The metaphor begins in the base with the ancient tree of life and continues with successive approximations of increasing reality through the branches and roots, on to the multiple species of Northwest deciduous leaves represented by many colors and species of woods from around the world.
The gingko leaf, not currently indigenous to the Northwest, adds interest because it was indigenous to this region five million years ago and was only reintroduced through surviving Chinese varieties. We’re a nation of immigrants with deep and far reaching roots and finally, a common source.
The maple seed pod is well represented making clear that we are part of a continuity of existence, grateful for the shoulders on which we stand but also clear in our responsibility to those who will follow us. An “unending conversation” in the cultural cycle. “The branches are hope, the roots are memory.” It’s significant that the life of the seedling that grew into this table marked its beginning during the year of the auspicious July 4th deaths of Thomas Jefferson and John Adams. Both patriots, both holding the dialectic of rigorous political disagreement with one another along with mutual respect and admiration of the other.
The leaves blow in through the windows and scatter across the table with the first leaf leading the way being the one closest to a person entering the room. It is a branch from a huckleberry bush just outside the door of my shop; a Northwest version of an olive branch extending a welcome to the newcomer to enter and take their place at the table.

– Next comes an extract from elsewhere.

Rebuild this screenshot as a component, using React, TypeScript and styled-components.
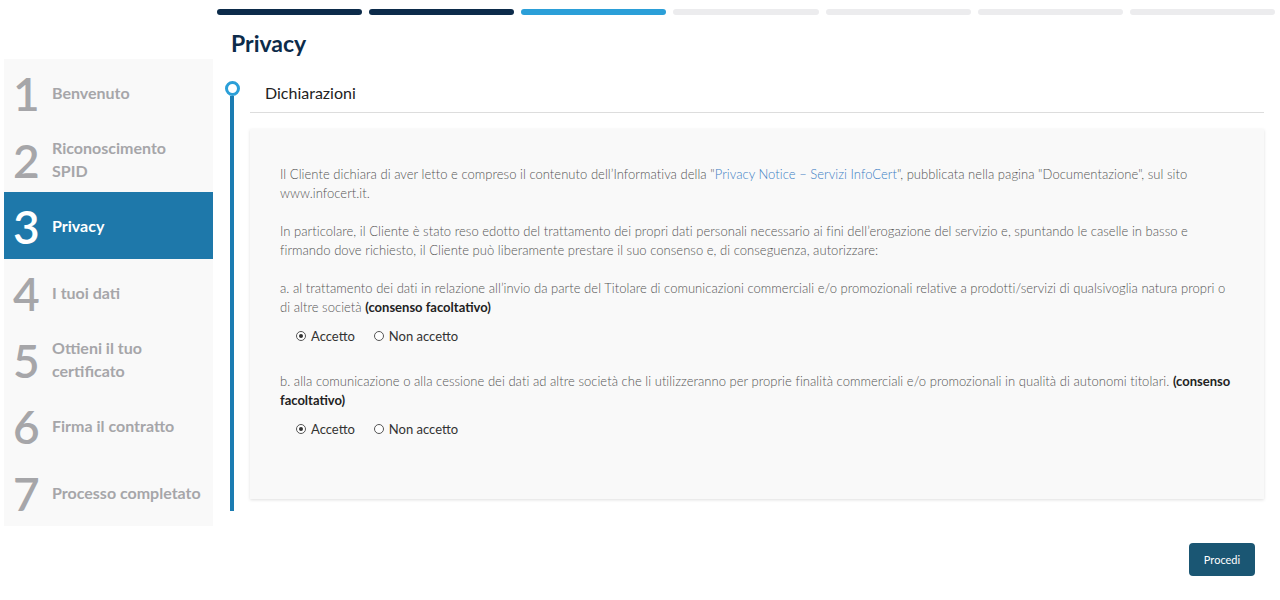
import React from "react";
import styled, { createGlobalStyle } from "styled-components";

const Global = createGlobalStyle`
  html, body { margin: 0; padding: 0; background: #ffffff; }
  body { font-family: Lato, "Open Sans", "Liberation Sans", sans-serif; }
  * { box-sizing: border-box; }
`;

const Page = styled.div`
  display: grid;
  grid-template-columns: 209px 1fr;
  grid-template-rows: 59px auto auto;
  column-gap: 4px;
  padding: 0 5px 0 4px;
  width: 1280px;
`;

const Header = styled.div`
  grid-column: 2;
  grid-row: 1;
  display: flex;
  flex-direction: column;
`;

const Progress = styled.div`
  display: flex;
  gap: 7px;
  margin-top: 9px;
`;

const Segment = styled.div<{ $state: "done" | "current" | "todo" }>`
  flex: 1;
  height: 6px;
  border-radius: 3px;
  background: ${(p) =>
    p.$state === "done" ? "#0c2b4a" : p.$state === "current" ? "#2b9fd8" : "#ececee"};
`;

const Title = styled.h1`
  margin: 14px 0 0 14px;
  font-size: 23px;
  line-height: 29px;
  font-weight: 700;
  color: #0c2b4a;
`;

const Sidebar = styled.nav`
  grid-column: 1;
  grid-row: 2;
  background: #f9f9f9;
  display: flex;
  flex-direction: column;
`;

const Step = styled.div<{ $active?: boolean }>`
  height: 66.72px;
  display: flex;
  align-items: center;
  padding-left: 9px;
  background: ${(p) => (p.$active ? "#1e78aa" : "transparent")};
  color: ${(p) => (p.$active ? "#ffffff" : "#a6a6a9")};
`;

const StepNum = styled.span`
  width: 39px;
  flex: none;
  font-size: 46px;
  line-height: 1;
  font-weight: 600;
  margin-top: 3px;
`;

const StepLabel = styled.span`
  font-size: 16px;
  line-height: 23px;
  font-weight: 700;
`;

const Main = styled.div`
  grid-column: 2;
  grid-row: 2;
  display: flex;
`;

const Timeline = styled.div`
  width: 30px;
  margin-right: 3px;
  padding: 22px 0 15px;
  display: flex;
  flex-direction: column;
  align-items: center;
`;

const Dot = styled.div`
  width: 15px;
  height: 15px;
  flex: none;
  border-radius: 50%;
  border: 3px solid #2b9fd8;
  background: #ffffff;
`;

const Line = styled.div`
  flex: 1;
  width: 4px;
  margin-left: -1px;
  background: #1b7cb2;
`;

const Content = styled.div`
  flex: 1;
  margin-right: 11px;
  display: flex;
  flex-direction: column;
`;

const SectionHead = styled.div`
  padding: 24px 15px 9px;
  font-size: 16px;
  line-height: 20px;
  color: #222222;
  border-bottom: 1px solid #dddddd;
`;

const Card = styled.div`
  margin-top: 16px;
  background: #f9f9f9;
  box-shadow: 0 1px 3px rgba(0, 0, 0, 0.13);
  padding: 36px 30px 60px;
  font-size: 13px;
  line-height: 19px;
  color: #555555;
`;

const Para = styled.p<{ $tight?: boolean }>`
  margin: 0 0 ${(p) => (p.$tight ? "0" : "19px")};
  font-weight: 300;
  letter-spacing: 0.04px;
`;

const Link = styled.span`
  color: #3d7fc4;
`;

const Strong = styled.b`
  color: #222222;
  font-weight: 700;
  letter-spacing: 0;
`;

const Options = styled.div<{ $last?: boolean }>`
  display: flex;
  align-items: center;
  gap: 19px;
  height: 20px;
  margin: 9px 0 ${(p) => (p.$last ? "0" : "26px")} 16px;
`;

const Option = styled.label`
  display: flex;
  align-items: center;
  gap: 5px;
  font-size: 13px;
  color: #333333;
`;

const Radio = styled.input.attrs({ type: "radio" })`
  appearance: none;
  margin: 0;
  width: 10px;
  height: 10px;
  border-radius: 50%;
  border: 1px solid #555555;
  background: #ffffff;
  display: grid;
  place-content: center;
  &:checked::before {
    content: "";
    width: 4px;
    height: 4px;
    border-radius: 50%;
    background: #333333;
  }
`;

const Footer = styled.div`
  grid-column: 2;
  grid-row: 3;
  display: flex;
  justify-content: flex-end;
  padding: 17px 20px 0 0;
`;

const Button = styled.button`
  width: 66px;
  height: 33px;
  border: none;
  border-radius: 4px;
  background: #1a5673;
  color: #ffffff;
  font-family: Lato, "Liberation Sans", sans-serif;
  font-size: 11px;
  cursor: pointer;
`;

const steps = [
  "Benvenuto",
  "Riconoscimento SPID",
  "Privacy",
  "I tuoi dati",
  "Ottieni il tuo certificato",
  "Firma il contratto",
  "Processo completato",
];

const progress: ("done" | "current" | "todo")[] = [
  "done",
  "done",
  "current",
  "todo",
  "todo",
  "todo",
  "todo",
];

function Choice({ name }: { name: string }) {
  return (
    <>
      <Option>
        <Radio name={name} defaultChecked />
        Accetto
      </Option>
      <Option>
        <Radio name={name} />
        Non accetto
      </Option>
    </>
  );
}

export default function App() {
  return (
    <>
      <Global />
      <Page>
        <Header>
          <Progress>
            {progress.map((s, i) => (
              <Segment key={i} $state={s} />
            ))}
          </Progress>
          <Title>Privacy</Title>
        </Header>
        <Sidebar>
          {steps.map((s, i) => (
            <Step key={s} $active={i === 2}>
              <StepNum>{i + 1}</StepNum>
              <StepLabel>
                {s === "Riconoscimento SPID" ? (
                  <>
                    Riconoscimento
                    <br />
                    SPID
                  </>
                ) : s === "Ottieni il tuo certificato" ? (
                  <>
                    Ottieni il tuo
                    <br />
                    certificato
                  </>
                ) : (
                  s
                )}
              </StepLabel>
            </Step>
          ))}
        </Sidebar>
        <Main>
          <Timeline>
            <Dot />
            <Line />
          </Timeline>
          <Content>
            <SectionHead>Dichiarazioni</SectionHead>
            <Card>
              <Para>
                Il Cliente dichiara di aver letto e compreso il contenuto dell’Informativa della "
                <Link>Privacy Notice – Servizi InfoCert</Link>", pubblicata nella pagina
                "Documentazione", sul sito www.infocert.it.
              </Para>
              <Para>
                In particolare, il Cliente è stato reso edotto del trattamento dei propri dati
                personali necessario ai fini dell’erogazione del servizio e, spuntando le caselle in
                basso e firmando dove richiesto, il Cliente può liberamente prestare il suo consenso
                e, di conseguenza, autorizzare:
              </Para>
              <Para $tight>
                a. al trattamento dei dati in relazione all’invio da parte del Titolare di
                comunicazioni commerciali e/o promozionali relative a prodotti/servizi di
                qualsivoglia natura propri o di altre società <Strong>(consenso facoltativo)</Strong>
              </Para>
              <Options>
                <Choice name="a" />
              </Options>
              <Para $tight>
                b. alla comunicazione o alla cessione dei dati ad altre società che li utilizzeranno
                per proprie finalità commerciali e/o promozionali in qualità di autonomi titolari.{" "}
                <Strong>(consenso facoltativo)</Strong>
              </Para>
              <Options $last>
                <Choice name="b" />
              </Options>
            </Card>
          </Content>
        </Main>
        <Footer>
          <Button>Procedi</Button>
        </Footer>
      </Page>
    </>
  );
}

The metaphor culminates, for the time being, with the circle of people gathered around the table enfleshing the hope of coming home. My meditations while building this table kept returning to a quote that gives the metaphor of this piece a fullness of meaning. Lewis suggests that the humans gathered around the table, sharing a common meal, are themselves metaphoric of a greater and ultimate reality.
“Our bodies receive life from God at a thousand removes—through our ancestors, through our food, through the elements. The faint, far-off results of those energies which God’s creative rapture implanted in matter when He made the worlds are what we now call physical pleasures; and even thus filtered, they are too much for our present management. What would it be to taste at the fountainhead that stream of which even these lower reaches prove so intoxicating?”